Have you battled thoughts like these before? You’re not alone. In our quest to do all the things, we ADHD’ers risk ending our days, weeks, months, and years feeling like we’ve done none of the things.

At least, none of the things that matter most.

If you’ve read my previous posts, you know I love decluttering my home. Purging unneeded items has begun to feel liberating, as though every surface I clear allows me to breathe a little deeper.

But what about the other side of decluttering — the intangible side?
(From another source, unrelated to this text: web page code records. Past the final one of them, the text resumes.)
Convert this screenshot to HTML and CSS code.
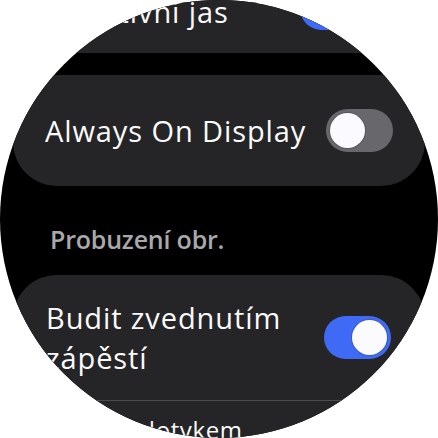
FILE: index.html
```html
<!DOCTYPE html>
<html lang="cs">
<head>
<meta charset="utf-8">
<title>Displej</title>
<link rel="stylesheet" href="styles.css">
</head>
<body>
<div class="screen">
  <div class="list">
    <div class="card card-top">
      <span class="label">Adaptivní jas</span>
      <span class="toggle on"><span class="knob"></span></span>
    </div>
    <div class="card card-single">
      <span class="label">Always On Display</span>
      <span class="toggle"><span class="knob"></span></span>
    </div>
    <div class="section">Probuzení obr.</div>
    <div class="card card-group">
      <div class="row row-main">
        <span class="label label-wrap">Budit zvednutím zápěstí</span>
        <span class="toggle on"><span class="knob"></span></span>
      </div>
      <div class="divider"></div>
      <div class="row row-small">
        <span class="label label-small">Budit dotykem</span>
      </div>
    </div>
  </div>
</div>
</body>
</html>
```

FILE: styles.css
```css
html, body {
  margin: 0;
  padding: 0;
  background: #ffffff;
}

.screen {
  width: 438px;
  height: 438px;
  border-radius: 50%;
  overflow: hidden;
  background: #000000;
  font-family: "Open Sans", Roboto, sans-serif;
  color: #fafafa;
}

.list {
  display: flex;
  flex-direction: column;
  padding: 0 13px;
  margin-top: -50px;
}

.card {
  background: #252527;
  border-radius: 44px;
  box-sizing: border-box;
}

.label {
  font-size: 29px;
  line-height: 34px;
  font-weight: 400;
  letter-spacing: 0.9px;
}

.card-top {
  height: 103px;
  display: flex;
  align-items: flex-start;
  padding: 37px 58px 0 32px;
}

.card-top .label {
  margin-top: 8px;
}

.card-top .toggle {
  margin-left: auto;
}

.card-single {
  margin-top: 22px;
  height: 111px;
  display: flex;
  align-items: center;
  justify-content: space-between;
  padding: 0 32px 0 32px;
}

.section {
  padding: 38px 0 21px 37px;
  font-size: 25px;
  line-height: 30px;
  font-weight: 600;
  letter-spacing: -0.2px;
  color: #a9a9ac;
}

.card-group {
  display: flex;
  flex-direction: column;
}

.row {
  display: flex;
  align-items: center;
  justify-content: space-between;
}

.row-main {
  height: 125px;
  padding: 0 34px 0 33px;
}

.label-wrap {
  line-height: 40px;
  max-width: 250px;
}

.divider {
  height: 1px;
  background: #4b4b4e;
  margin: 0 30px;
}

.row-small {
  padding: 15px 34px 0 58px;
}

.label-small {
  font-size: 24px;
  line-height: 28px;
  letter-spacing: 0.6px;
}

.toggle {
  flex: none;
  width: 67px;
  height: 43px;
  border-radius: 22px;
  background: #68676c;
  box-sizing: border-box;
  padding: 4px;
  display: flex;
  align-items: center;
}

.toggle.on {
  background: #3f6af5;
  justify-content: flex-end;
}

.knob {
  width: 35px;
  height: 35px;
  border-radius: 50%;
  background: #fbfbff;
  box-shadow: 0 0 0 1px rgba(60, 60, 70, 0.35);
}
```
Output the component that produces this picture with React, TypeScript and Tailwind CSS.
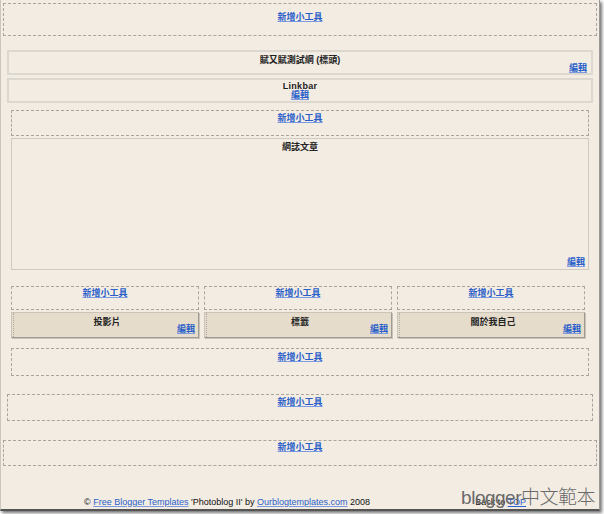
import React from "react";

const LINK = "text-[#2a5fc9] font-bold underline decoration-[#7d9be0]";

function AddGadget({ cls, pt }: { cls: string; pt: string }) {
  return (
    <div className={`border border-dashed border-[#a9a49c] text-center text-[9px] leading-[12px] ${cls} ${pt}`}>
      <a className={LINK}>新增小工具</a>
    </div>
  );
}

function ColGadget({ title }: { title: string }) {
  return (
    <div className="h-[26px] mt-[2px] flex bg-[#e5dccb] border border-[#c9c3b8] border-r-[#9e9a94] border-b-[#9e9a94] shadow-[1px_1px_0_#c8c2b8] text-[9px] leading-[12px]">
      <div className="w-[3px] ml-[1px] border-l border-dotted border-[#b0aaa0]" />
      <div className="flex-1 flex flex-col">
        <div className="text-center font-bold text-[#222] pt-[3px]">{title}</div>
        <div className="text-right pr-[3px] -mt-[5px]">
          <a className={LINK}>編輯</a>
        </div>
      </div>
    </div>
  );
}

export default function App() {
  return (
    <div
      className="w-[604px] h-[514px] bg-white overflow-hidden"
      style={{ fontFamily: "'Liberation Sans', 'Noto Sans CJK TC', sans-serif" }}
    >
      <div className="relative w-[600px] h-[511px] bg-[#f3ece3] border-l border-l-[#c9c6c0] border-r border-r-[#9a9894] border-b-2 border-b-[#555] shadow-[2px_2px_3px_rgba(0,0,0,0.55)] flex flex-col">
        <AddGadget cls="mx-[2px] mt-[3px] h-[33px]" pt="pt-[7px]" />

        <div className="mx-[6px] mt-[14px] h-[25px] border-2 border-[#ddd8cf] flex flex-col text-[9px] leading-[10px]">
          <div className="text-center font-bold text-[#222] pt-[3px]">賦又賦測試網 (標頭)</div>
          <div className="text-right pr-[4px] -mt-[2px]">
            <a className={LINK}>編輯</a>
          </div>
        </div>

        <div className="mx-[6px] mt-[3px] h-[25px] border-2 border-[#ddd8cf] flex flex-col items-center pt-[2px] text-[9px] leading-[9px]">
          <div className="font-bold text-[#222] tracking-[0.3px]">Linkbar</div>
          <a className={LINK}>編輯</a>
        </div>

        <AddGadget cls="mx-[10px] mt-[7px] h-[26px]" pt="pt-[1px]" />

        <div className="mx-[10px] mt-[2px] h-[132px] border border-[#d0cbc2] flex flex-col text-[9px] leading-[12px]">
          <div className="text-center font-bold text-[#222] pt-[2px]">網誌文章</div>
          <div className="flex-1" />
          <div className="text-right pr-[3px] pb-[1px]">
            <a className={LINK}>編輯</a>
          </div>
        </div>

        <div className="ml-[10px] w-[574px] mt-[16px] grid grid-cols-3 gap-x-[5px]">
          {["投影片", "標籤", "關於我自己"].map((t) => (
            <div key={t} className="flex flex-col">
              <AddGadget cls="h-[24px]" pt="pt-[0px]" />
              <ColGadget title={t} />
            </div>
          ))}
        </div>

        <AddGadget cls="mx-[10px] mt-[10px] h-[28px]" pt="pt-[2px]" />
        <AddGadget cls="mx-[6px] mt-[18px] h-[27px]" pt="pt-[1px]" />
        <AddGadget cls="mx-[2px] mt-[19px] h-[26px]" pt="pt-[0px]" />

        <div className="mt-[30px] flex items-center text-[9px] leading-[12px] text-[#111]">
          <div className="pl-[83px]">
            © <a className="text-[#2a5fc9] underline decoration-[#7d9be0]">Free Blogger Templates</a> 'Photoblog II' by{" "}
            <a className="text-[#2a5fc9] underline decoration-[#7d9be0]">Ourblogtemplates.com</a> 2008
          </div>
          <div className="flex-1" />
          <div className="pr-[73px]">
            Back to <a className="text-[#2a5fc9] underline">TOP</a>
          </div>
        </div>

        <div className="absolute right-[4px] bottom-[0px] text-[19px] leading-[22px] font-light text-[#6a6a6a] tracking-[-0.5px]">
          blogger中文範本
        </div>
      </div>
    </div>
  );
}
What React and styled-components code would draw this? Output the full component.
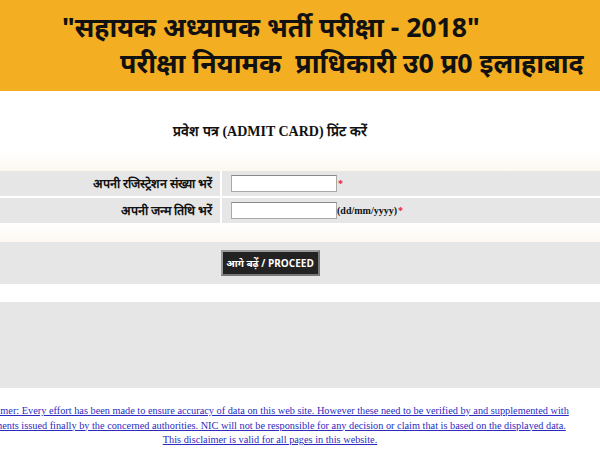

Cluttered time, scattered focus.

We don’t just clutter our lives with stuff. We overspend our time and attention every day. By the time we finish saying yes to another volunteer commitment, watching our favorite TV show, scrolling through our Facebook news feed, and reading our way down a Wikipedia rabbit hole, we’re on empty. It’s probably long past bedtime. Worst of all, we’re no closer to reaching our big goals.

Of course, getting organized with goal-setting and time management is a must. But just like there’s no use sorting your closet into labeled bins if it’s full of junk you don’t use, you can’t organize your time if you’re spending it willy-nilly.

Filling your hours and your days with whatever comes along, sounds like fun, or seems like a good idea at the time is exhausting. Your brain literally cannot attend to it all while maintaining a grip on your true priorities.

Unfortunately, the only way to increase your attention to what’s most important is to cut back somewhere else: weed out as much external distraction as possible. This holds true for nearly everyone in our chronically overcommitted society, but none more so than ADHD adults. Since we begin with a smaller pool of focus and willpower, we must spend it wisely.

This year, I’m examining how I spend my time and asking some tough questions: Is this worth the raw quantity of time I’m spending on it? If I used that time to work on my stack of unfinished fiction writing, what could I accomplish? 

Some of those choices will hurt.

Some of our family’s so-called sacrifices have been effortless. We cancelled our cable television subscription several years ago and haven’t regretted it for a minute. Our trio of streaming services allows us to watch our favorite shows intentionally, not by channel surfing or turning on the TV for background noise.

Others have stung a little more. When I began working on this blog two months before its launch, I quit World of Warcraft. I left behind an entire social group, a guild full of nerdy LGBT adults. I still think about my friends there and wish I had access to our guild chat, but the blog isn’t where I want it to be. Until it’s on cruise control, I can’t afford another time commitment.

This month, I deactivated my Facebook account. It’s supposed to be temporary, but I’d love to work out the logistics of leaving the site permanently. Quitting for good will require some bigger sacrifices, though. I’ll have to weigh those sacrifices against the cost to my creativity and personal goals.

Letting go of anything can be painful, but especially so if it’s a favorite downtime activity, a long-standing volunteer or social commitment, or a video game addiction. But don’t shy away just because it’s uncomfortable. Try your best to be objective. Honor your own values and ambitions, not the impulse of the moment or fear of how others might react.

Of course, this is easier said than done. If you’ve been down this road before, what tips can you share? What helped you choose which demands on your time to eliminate? When have you fallen off the wagon?